WHAT IS NEEDED:
Go through the data below and copy it exactly, skipping every picture.

SOURCE MATERIAL:

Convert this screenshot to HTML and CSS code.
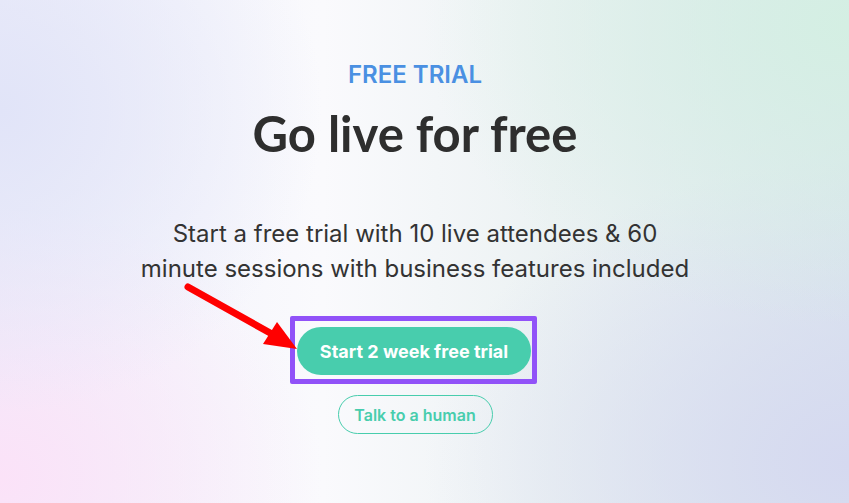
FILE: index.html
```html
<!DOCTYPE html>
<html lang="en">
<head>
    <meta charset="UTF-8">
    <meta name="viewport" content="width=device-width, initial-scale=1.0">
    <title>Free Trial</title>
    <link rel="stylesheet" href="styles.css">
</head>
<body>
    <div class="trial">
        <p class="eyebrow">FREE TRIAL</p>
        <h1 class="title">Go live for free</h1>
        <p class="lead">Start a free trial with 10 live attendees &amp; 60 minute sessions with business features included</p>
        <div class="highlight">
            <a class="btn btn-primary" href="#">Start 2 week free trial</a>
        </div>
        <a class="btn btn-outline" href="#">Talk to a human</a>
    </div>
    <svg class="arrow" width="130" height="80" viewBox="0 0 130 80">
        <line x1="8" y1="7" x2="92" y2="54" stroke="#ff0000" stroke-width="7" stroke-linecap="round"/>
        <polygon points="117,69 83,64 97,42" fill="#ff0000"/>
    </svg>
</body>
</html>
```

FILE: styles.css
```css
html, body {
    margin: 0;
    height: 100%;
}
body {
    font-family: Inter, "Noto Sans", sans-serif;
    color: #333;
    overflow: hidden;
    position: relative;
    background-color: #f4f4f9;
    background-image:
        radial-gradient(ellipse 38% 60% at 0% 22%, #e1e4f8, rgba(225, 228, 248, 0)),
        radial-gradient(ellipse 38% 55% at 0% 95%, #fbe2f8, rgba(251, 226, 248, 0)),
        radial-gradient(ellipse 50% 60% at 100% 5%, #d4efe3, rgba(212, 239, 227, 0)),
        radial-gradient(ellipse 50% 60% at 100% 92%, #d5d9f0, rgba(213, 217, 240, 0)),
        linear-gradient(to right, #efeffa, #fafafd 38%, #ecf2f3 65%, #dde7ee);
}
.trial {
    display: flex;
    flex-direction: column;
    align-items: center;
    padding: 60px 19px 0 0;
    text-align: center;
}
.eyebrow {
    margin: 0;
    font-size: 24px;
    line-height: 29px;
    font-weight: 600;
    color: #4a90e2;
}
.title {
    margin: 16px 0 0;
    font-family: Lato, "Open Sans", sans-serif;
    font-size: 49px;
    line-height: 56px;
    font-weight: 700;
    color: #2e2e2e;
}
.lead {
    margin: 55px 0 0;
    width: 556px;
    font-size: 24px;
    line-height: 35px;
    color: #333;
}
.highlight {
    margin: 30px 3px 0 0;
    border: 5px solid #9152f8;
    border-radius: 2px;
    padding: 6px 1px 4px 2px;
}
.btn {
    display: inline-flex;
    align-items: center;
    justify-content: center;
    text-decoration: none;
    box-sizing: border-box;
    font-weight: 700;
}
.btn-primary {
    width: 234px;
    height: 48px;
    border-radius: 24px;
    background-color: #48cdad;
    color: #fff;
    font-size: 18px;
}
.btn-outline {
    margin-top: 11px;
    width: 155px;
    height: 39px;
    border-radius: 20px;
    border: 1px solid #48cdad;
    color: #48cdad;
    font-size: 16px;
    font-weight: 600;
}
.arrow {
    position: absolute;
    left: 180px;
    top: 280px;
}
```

FINISHED EXERCISE:
Convert this screenshot to HTML and CSS code.
FILE: index.html
```html
<!DOCTYPE html>
<html lang="en">
<head>
    <meta charset="UTF-8">
    <meta name="viewport" content="width=device-width, initial-scale=1.0">
    <title>Free Trial</title>
    <link rel="stylesheet" href="styles.css">
</head>
<body>
    <div class="trial">
        <p class="eyebrow">FREE TRIAL</p>
        <h1 class="title">Go live for free</h1>
        <p class="lead">Start a free trial with 10 live attendees &amp; 60 minute sessions with business features included</p>
        <div class="highlight">
            <a class="btn btn-primary" href="#">Start 2 week free trial</a>
        </div>
        <a class="btn btn-outline" href="#">Talk to a human</a>
    </div>
    <svg class="arrow" width="130" height="80" viewBox="0 0 130 80">
        <line x1="8" y1="7" x2="92" y2="54" stroke="#ff0000" stroke-width="7" stroke-linecap="round"/>
        <polygon points="117,69 83,64 97,42" fill="#ff0000"/>
    </svg>
</body>
</html>
```

FILE: styles.css
```css
html, body {
    margin: 0;
    height: 100%;
}
body {
    font-family: Inter, "Noto Sans", sans-serif;
    color: #333;
    overflow: hidden;
    position: relative;
    background-color: #f4f4f9;
    background-image:
        radial-gradient(ellipse 38% 60% at 0% 22%, #e1e4f8, rgba(225, 228, 248, 0)),
        radial-gradient(ellipse 38% 55% at 0% 95%, #fbe2f8, rgba(251, 226, 248, 0)),
        radial-gradient(ellipse 50% 60% at 100% 5%, #d4efe3, rgba(212, 239, 227, 0)),
        radial-gradient(ellipse 50% 60% at 100% 92%, #d5d9f0, rgba(213, 217, 240, 0)),
        linear-gradient(to right, #efeffa, #fafafd 38%, #ecf2f3 65%, #dde7ee);
}
.trial {
    display: flex;
    flex-direction: column;
    align-items: center;
    padding: 60px 19px 0 0;
    text-align: center;
}
.eyebrow {
    margin: 0;
    font-size: 24px;
    line-height: 29px;
    font-weight: 600;
    color: #4a90e2;
}
.title {
    margin: 16px 0 0;
    font-family: Lato, "Open Sans", sans-serif;
    font-size: 49px;
    line-height: 56px;
    font-weight: 700;
    color: #2e2e2e;
}
.lead {
    margin: 55px 0 0;
    width: 556px;
    font-size: 24px;
    line-height: 35px;
    color: #333;
}
.highlight {
    margin: 30px 3px 0 0;
    border: 5px solid #9152f8;
    border-radius: 2px;
    padding: 6px 1px 4px 2px;
}
.btn {
    display: inline-flex;
    align-items: center;
    justify-content: center;
    text-decoration: none;
    box-sizing: border-box;
    font-weight: 700;
}
.btn-primary {
    width: 234px;
    height: 48px;
    border-radius: 24px;
    background-color: #48cdad;
    color: #fff;
    font-size: 18px;
}
.btn-outline {
    margin-top: 11px;
    width: 155px;
    height: 39px;
    border-radius: 20px;
    border: 1px solid #48cdad;
    color: #48cdad;
    font-size: 16px;
    font-weight: 600;
}
.arrow {
    position: absolute;
    left: 180px;
    top: 280px;
}
```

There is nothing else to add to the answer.